7. Queste parole prese alla
lettera sarebbero la negazione di ogni previdenza, di ogni lavoro e, di
conseguenza, di ogni progresso. Con tale principio, l'uomo si ridurrebbe
a un'attesa passiva, e le sue forze fisiche e intellettuali
rimarrebbero inattive. Se questa fosse stata la sua condizione normale
sulla Terra, non sarebbe mai uscito dallo stato primitivo, e se oggi ne
facesse la sua legge, non gli rimarrebbe altro che vivere senza fare
niente. È evidente che tale non può essere stato il pensiero di Gesù,
perché sarebbe in contraddizione con quanto ha detto in altre occasioni e
con le leggi stesse della natura.
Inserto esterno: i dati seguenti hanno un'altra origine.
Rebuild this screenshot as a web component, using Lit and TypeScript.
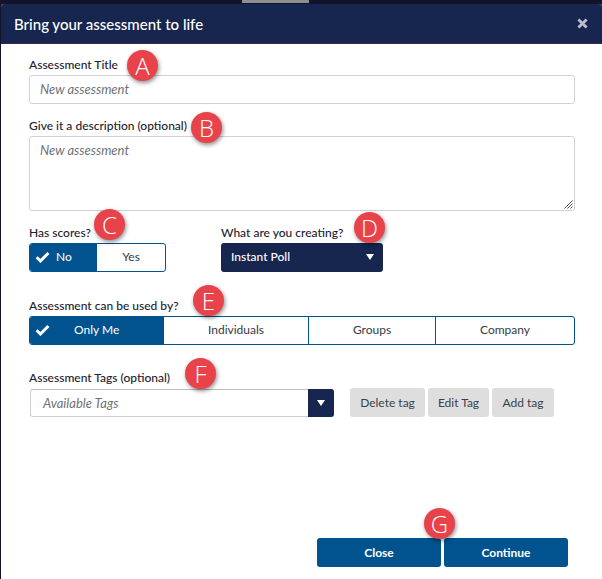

Dio ha creato l'uomo senza vestiti e
senza riparo, ma gli ha dato l'intelligenza per poterseli procurare
(vedere cap. XIV, n. 6; cap. XXV, n. 2 di quest'opera).
Si
deve dunque vedere in queste parole una poetica allegoria della
Provvidenza, che non abbandona mai quanti ripongono in lei la loro
fiducia, però vuole che gli uomini facciano la loro parte. Quand'essa
non venga in aiuto con un soccorso materiale, ispira le idee con le
quali si trova il modo di trarsi d'impaccio (vedere cap. XXVII, n. 8 di
quest'opera).
Dio conosce i nostri bisogni e predispone
secondo necessità. Ma l'uomo, incostante nei suoi desideri, non sempre
sa accontentarsi di quello che ha. Il necessario non gli basta, gli ci
vuole il superfluo. È allora che la Provvidenza lo abbandona a se
stesso. Sovente è infelice proprio a causa di se stesso e per non aver
dato retta alla voce che lo avvertiva attraverso la sua coscienza. Dio
lascia che ne subisca le conseguenze, affinché ciò gli serva di lezione
per il futuro (vedere cap. V, n. 4 di quest'opera).